Osama
- Cover of Osama
- Author: Lavie Tidhar
- Language: English
- Genre: Alternate History, Metafiction
- Publisher: PS Publishing
- Publication date: 2011
- Media type: Book

= Osama (novel) =

2011 alternate history novel by Lavie Tidhar

Osama is a 2011 alternate history metafictional novel by Lavie Tidhar.
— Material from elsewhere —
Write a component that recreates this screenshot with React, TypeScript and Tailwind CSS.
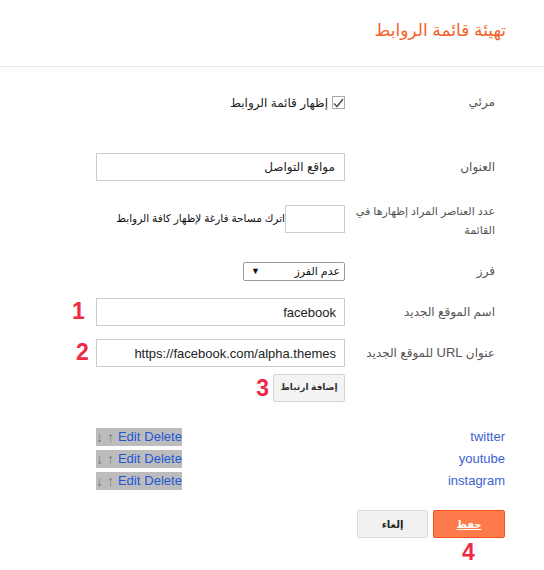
import { useState } from "react";

interface LinkItem {
  name: string;
}

const links: LinkItem[] = [
  { name: "twitter" },
  { name: "youtube" },
  { name: "instagram" },
];

const Marker = ({ n, className }: { n: string; className: string }) => (
  <span
    dir="ltr"
    className={`absolute text-[23px] leading-none font-bold text-[#ee2a47] ${className}`}
  >
    {n}
  </span>
);

const Row = ({
  label,
  children,
  className = "",
}: {
  label: React.ReactNode;
  children: React.ReactNode;
  className?: string;
}) => (
  <div className={`grid grid-cols-[150px_1fr] gap-x-[10px] ${className}`}>
    <div className="pr-[10px] text-[12px] leading-[19px] text-[#555]">{label}</div>
    <div className="relative flex items-center">{children}</div>
  </div>
);

const App = () => {
  const [visible, setVisible] = useState(true);
  const [title, setTitle] = useState("مواقع التواصل");
  const [siteName, setSiteName] = useState("facebook");
  const [siteUrl, setSiteUrl] = useState("https://facebook.com/alpha.themes");

  return (
    <div
      className="w-[544px] h-[570px] bg-white overflow-hidden"
      style={{ fontFamily: '"Liberation Sans", "DejaVu Sans", sans-serif' }}
    >
      {/* header */}
      <div dir="rtl" className="h-[67px] border-b border-[#e8e8e8] pr-[38px] pt-[20px]">
        <h1 className="text-[17px] leading-[22px] text-[#f4622a]">تهيئة قائمة الروابط</h1>
      </div>

      <div dir="rtl" className="pr-[39px] pl-[96px]">
        {/* visible */}
        <Row label="مرئي" className="mt-[26px] items-center">
          <label className="flex items-center gap-[4px] text-[12px] text-[#222] cursor-pointer">
            <span
              onClick={() => setVisible(!visible)}
              className="w-[13px] h-[13px] border border-[#aaa] bg-white flex items-center justify-center"
            >
              {visible && (
                <svg width="11" height="10" viewBox="0 0 11 10">
                  <path d="M1 5.5 L4 8.5 L10 1" fill="none" stroke="#555" strokeWidth="1.6" />
                </svg>
              )}
            </span>
            إظهار قائمة الروابط
          </label>
        </Row>

        {/* title */}
        <Row label="العنوان" className="mt-[41px] items-center">
          <input
            value={title}
            onChange={(e) => setTitle(e.target.value)}
            className="w-full h-[28px] border border-[#ccc] px-[9px] text-[12px] text-[#222] outline-none"
          />
        </Row>

        {/* count */}
        <Row
          label={
            <span className="whitespace-nowrap text-[11px]">
              عدد العناصر المراد إظهارها في
              <br />
              القائمة
            </span>
          }
          className="mt-[21px] items-start"
        >
          <input className="w-[60px] h-[28px] mt-[3px] border border-[#ccc] outline-none shrink-0" />
          <span className="text-[10.5px] text-[#111] mt-[3px] whitespace-nowrap">
            اترك مساحة فارغة لإظهار كافة الروابط
          </span>
        </Row>

        {/* sort */}
        <Row label="فرز" className="mt-[22px] items-center">
          <div className="w-[102px] h-[19px] border border-[#999] rounded-[2px] flex items-center justify-between px-[4px] text-[11px] text-[#111]">
            <span>عدم الفرز</span>
            <span className="text-[9px] pl-[3px]">▼</span>
          </div>
        </Row>

        {/* new site name */}
        <Row label="اسم الموقع الجديد" className="mt-[17px] items-center">
          <input
            value={siteName}
            onChange={(e) => setSiteName(e.target.value)}
            className="w-full h-[28px] border border-[#ccc] px-[8px] text-[13px] text-[#222] outline-none"
          />
          <Marker n="1" className="left-[-24px] top-[2px]" />
        </Row>

        {/* new site url */}
        <Row
          label={
            <span>
              عنوان <span className="text-[13px]">URL</span> للموقع الجديد
            </span>
          }
          className="mt-[13px] items-center"
        >
          <input
            value={siteUrl}
            onChange={(e) => setSiteUrl(e.target.value)}
            className="w-full h-[28px] border border-[#ccc] px-[8px] text-[13px] text-[#222] outline-none"
          />
          <Marker n="2" className="left-[-20px] top-[2px]" />
        </Row>

        {/* add button */}
        <Row label="" className="mt-[7px]">
          <button
            type="button"
            className="w-[72px] h-[28px] border border-[#d4d4d4] rounded-[2px] bg-[#f3f3f3] text-[9px] font-bold text-[#333]"
          >
            إضافة ارتباط
          </button>
          <Marker n="3" className="right-[76px] top-[3px]" />
        </Row>

        {/* links */}
        <div className="mt-[26px] flex flex-col gap-[4px]">
          {links.map((link) => (
            <div key={link.name} className="flex items-center justify-between h-[18px]">
              <a className="text-[13px] text-[#3b63d0] cursor-pointer">{link.name}</a>
              <span dir="ltr" className="bg-[#bcbcbc] h-[18px] flex items-center text-[13px] leading-[18px]">
                <span className="text-[#7a7a7a] text-[14px]">↓ ↑</span>
                <a className="text-[#1e57d8] ml-[4px] cursor-pointer">Edit</a>
                <a className="text-[#1e57d8] ml-[4px] cursor-pointer">Delete</a>
              </span>
            </div>
          ))}
        </div>

        {/* actions */}
        <div className="mt-[20px] flex gap-[5px]">
          <div className="relative">
            <button
              type="button"
              className="w-[72px] h-[28px] rounded-[2px] border border-[#f4511e] bg-[#fd7a4b] text-[10px] font-bold text-white underline"
            >
              حفظ
            </button>
            <Marker n="4" className="left-[29px] top-[31px]" />
          </div>
          <button
            type="button"
            className="w-[71px] h-[28px] rounded-[2px] border border-[#dcdcdc] bg-[#f1f1f1] text-[10px] font-bold text-[#222]"
          >
            إلغاء
          </button>
        </div>
      </div>
    </div>
  );
};

export default App;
It was first published by PS Publishing.

==Synopsis==
In a world without terrorism, a private detective is hired to locate Mike Longshott, the mysterious author of a popular series of novels about a vigilante named "Osama bin Laden".

==Reception==

Osama won the 2012 World Fantasy Award for Best Novel.

Publishers Weekly described it as "offbeat and enigmatic", but with "less than rigorous internal logic".
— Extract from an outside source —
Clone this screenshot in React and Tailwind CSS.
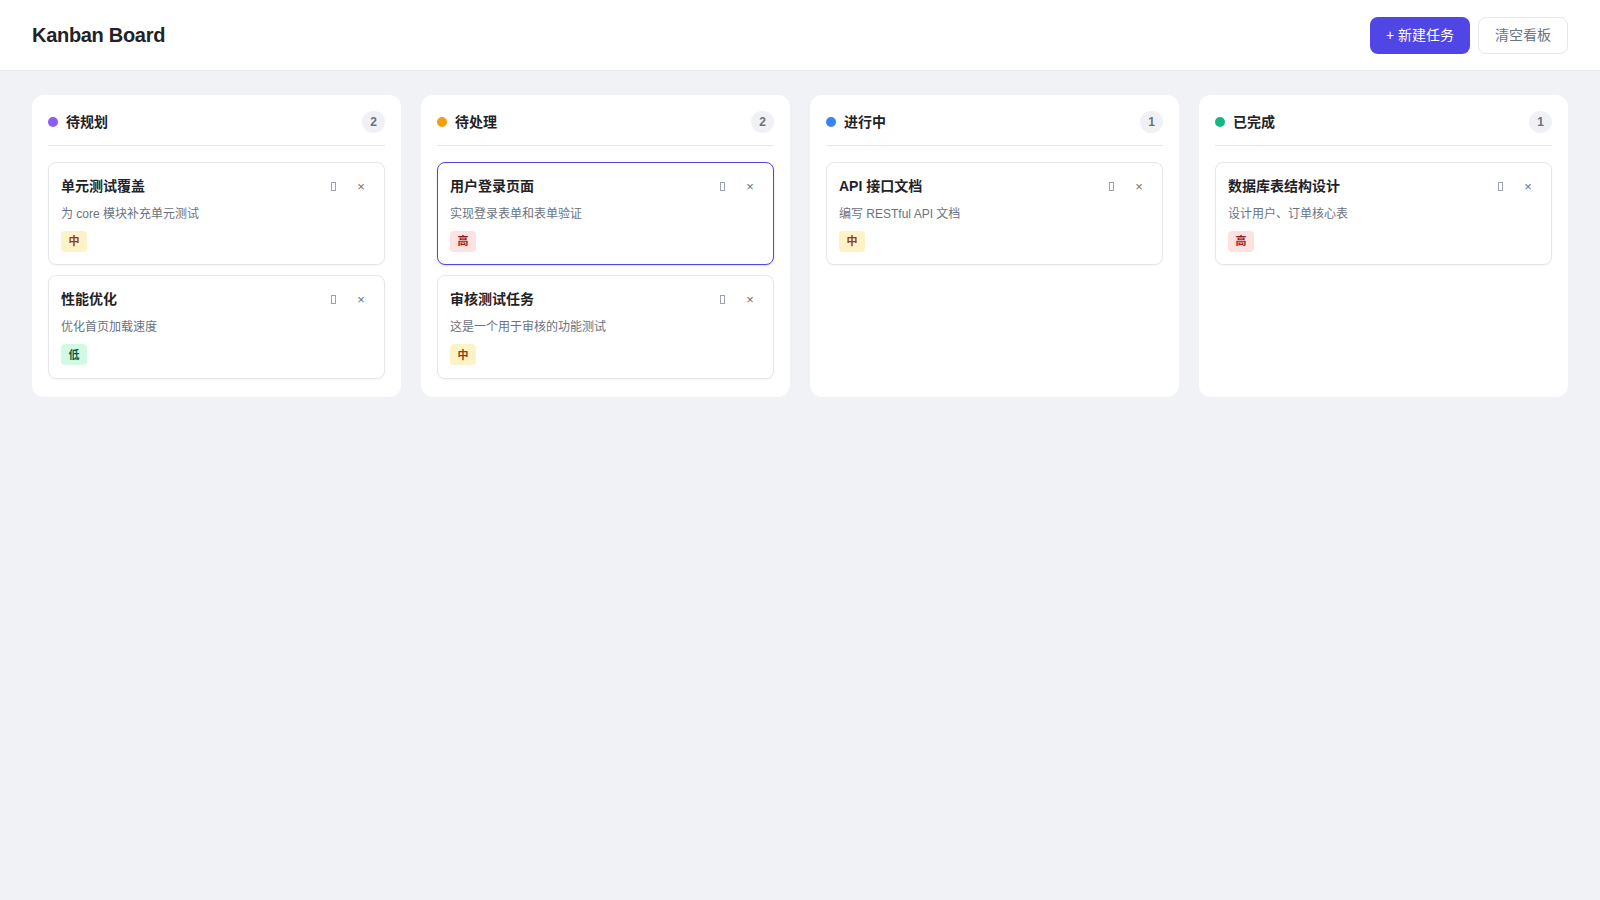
import React from 'react';

const font = { fontFamily: '"Liberation Sans", "Noto Sans CJK SC", sans-serif' };

const columns = [
  {
    id: 'backlog',
    title: '待规划',
    dot: 'bg-[#8b5cf6]',
    tasks: [
      { id: 1, title: '单元测试覆盖', desc: '为 core 模块补充单元测试', priority: 'medium' },
      { id: 2, title: '性能优化', desc: '优化首页加载速度', priority: 'low' },
    ],
  },
  {
    id: 'todo',
    title: '待处理',
    dot: 'bg-[#f59e0b]',
    tasks: [
      { id: 3, title: '用户登录页面', desc: '实现登录表单和表单验证', priority: 'high', active: true },
      { id: 4, title: '审核测试任务', desc: '这是一个用于审核的功能测试', priority: 'medium' },
    ],
  },
  {
    id: 'doing',
    title: '进行中',
    dot: 'bg-[#3b82f6]',
    tasks: [{ id: 5, title: 'API 接口文档', desc: '编写 RESTful API 文档', priority: 'medium' }],
  },
  {
    id: 'done',
    title: '已完成',
    dot: 'bg-[#10b981]',
    tasks: [{ id: 6, title: '数据库表结构设计', desc: '设计用户、订单核心表', priority: 'high' }],
  },
];

const priorityStyles = {
  high: { label: '高', cls: 'bg-[#fee2e2] text-[#991b1b]' },
  medium: { label: '中', cls: 'bg-[#fef3c7] text-[#92400e]' },
  low: { label: '低', cls: 'bg-[#d1fae5] text-[#065f46]' },
};

const TaskCard = ({ task }) => {
  const p = priorityStyles[task.priority];
  return (
    <div
      className={`rounded-lg bg-white px-3 pt-3 pb-3 ${
        task.active ? 'border border-[#4f46e5] shadow-sm' : 'border border-[#e5e7eb] shadow-[0_1px_2px_rgba(0,0,0,0.04)]'
      }`}
    >
      <div className="flex items-center justify-between">
        <h3 className="text-[14px] leading-[22px] font-bold text-[#1f2328]">{task.title}</h3>
        <div className="flex items-center gap-[6px] text-[#9ca3af]">
          <button className="flex h-[22px] w-[22px] items-center justify-center">
            <span className="block h-[9px] w-[5px] border border-[#9ca3af]" />
          </button>
          <button className="flex h-[22px] w-[22px] items-center justify-center text-[13px] leading-none text-[#6b7280]">
            ×
          </button>
        </div>
      </div>
      <p className="mt-2 text-[12px] leading-[18px] text-[#6b7280]">{task.desc}</p>
      <span className={`mt-2 inline-flex h-[21px] w-[26px] items-center justify-center rounded text-[11px] font-bold ${p.cls}`}>
        {p.label}
      </span>
    </div>
  );
};

const Column = ({ column }) => (
  <div className="rounded-xl bg-white px-4 pt-4 pb-[18px]">
    <div className="flex items-center justify-between border-b border-[#e5e7eb] pb-3">
      <div className="flex items-center gap-2">
        <span className={`h-[10px] w-[10px] rounded-full ${column.dot}`} />
        <h2 className="text-[14px] font-bold text-[#1f2328]">{column.title}</h2>
      </div>
      <span className="flex h-[22px] min-w-[23px] items-center justify-center rounded-full bg-[#f0f1f4] text-xs font-bold text-[#6b7280]">
        {column.tasks.length}
      </span>
    </div>
    <div className="mt-4 flex flex-col gap-[10px]">
      {column.tasks.map((task) => (
        <TaskCard key={task.id} task={task} />
      ))}
    </div>
  </div>
);

const App = () => {
  return (
    <div className="min-h-screen bg-[#f0f2f5]" style={font}>
      <header className="flex h-[71px] items-center justify-between border-b border-[#e5e7eb] bg-white px-8">
        <h1 className="text-[20px] font-bold tracking-[-0.3px] text-[#1f2328]">Kanban Board</h1>
        <div className="flex items-center gap-2">
          <button className="h-[37px] rounded-lg bg-[#4f46e5] px-4 text-sm text-white">+ 新建任务</button>
          <button className="h-[37px] rounded-lg border border-[#e5e7eb] bg-white px-4 text-sm text-[#6b7280]">清空看板</button>
        </div>
      </header>
      <main className="grid grid-cols-4 gap-5 px-8 pt-6">
        {columns.map((column) => (
          <Column key={column.id} column={column} />
        ))}
      </main>
    </div>
  );
};

export default App;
The Guardian saw conceptual parallels to Philip K. Dick's The Man in the High Castle, emphasizing that Tidhar's goal is to "show that behind every manufactured enemy, is a real human being".
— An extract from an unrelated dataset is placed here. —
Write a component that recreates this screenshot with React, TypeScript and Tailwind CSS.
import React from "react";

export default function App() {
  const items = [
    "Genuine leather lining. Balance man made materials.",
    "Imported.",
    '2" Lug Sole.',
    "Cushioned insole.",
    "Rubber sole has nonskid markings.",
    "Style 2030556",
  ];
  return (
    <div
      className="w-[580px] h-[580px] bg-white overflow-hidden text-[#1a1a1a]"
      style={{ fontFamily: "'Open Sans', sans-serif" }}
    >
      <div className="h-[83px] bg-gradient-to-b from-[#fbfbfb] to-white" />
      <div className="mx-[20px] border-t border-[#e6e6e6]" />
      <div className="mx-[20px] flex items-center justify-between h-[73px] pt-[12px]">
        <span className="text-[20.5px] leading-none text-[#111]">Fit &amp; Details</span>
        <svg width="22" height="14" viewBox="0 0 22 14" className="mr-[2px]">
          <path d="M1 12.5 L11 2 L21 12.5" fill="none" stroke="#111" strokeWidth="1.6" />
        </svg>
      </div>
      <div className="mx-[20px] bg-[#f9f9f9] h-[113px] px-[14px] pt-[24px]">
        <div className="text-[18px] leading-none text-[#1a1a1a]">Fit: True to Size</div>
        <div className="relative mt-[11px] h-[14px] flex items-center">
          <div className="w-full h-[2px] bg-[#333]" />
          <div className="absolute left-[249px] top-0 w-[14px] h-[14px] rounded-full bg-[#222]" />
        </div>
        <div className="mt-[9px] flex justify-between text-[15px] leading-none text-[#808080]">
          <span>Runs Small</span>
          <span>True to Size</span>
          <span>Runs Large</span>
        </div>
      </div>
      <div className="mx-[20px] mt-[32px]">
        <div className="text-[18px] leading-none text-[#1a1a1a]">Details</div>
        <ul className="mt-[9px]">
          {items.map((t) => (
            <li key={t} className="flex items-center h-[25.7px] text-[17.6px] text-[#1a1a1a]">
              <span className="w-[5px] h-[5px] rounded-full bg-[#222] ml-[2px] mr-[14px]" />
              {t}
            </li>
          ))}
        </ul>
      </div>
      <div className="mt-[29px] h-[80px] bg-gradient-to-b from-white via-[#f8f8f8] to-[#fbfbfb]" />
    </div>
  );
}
in Locus, Gary K. Wolfe observed that although Longshott is supposed to be a pulp fiction writer, the excerpts of Longshott's works (depicting various real-world instances of terrorism) "aren’t pulpish at all" but rather are "rendered in a crisp, journalistic prose" — unlike the rest of the novel, which is in a "deliberately pulp-noir style". Strange Horizons noted the possibility that "the entire story may be little more than [the detective's] opium-induced hallucination."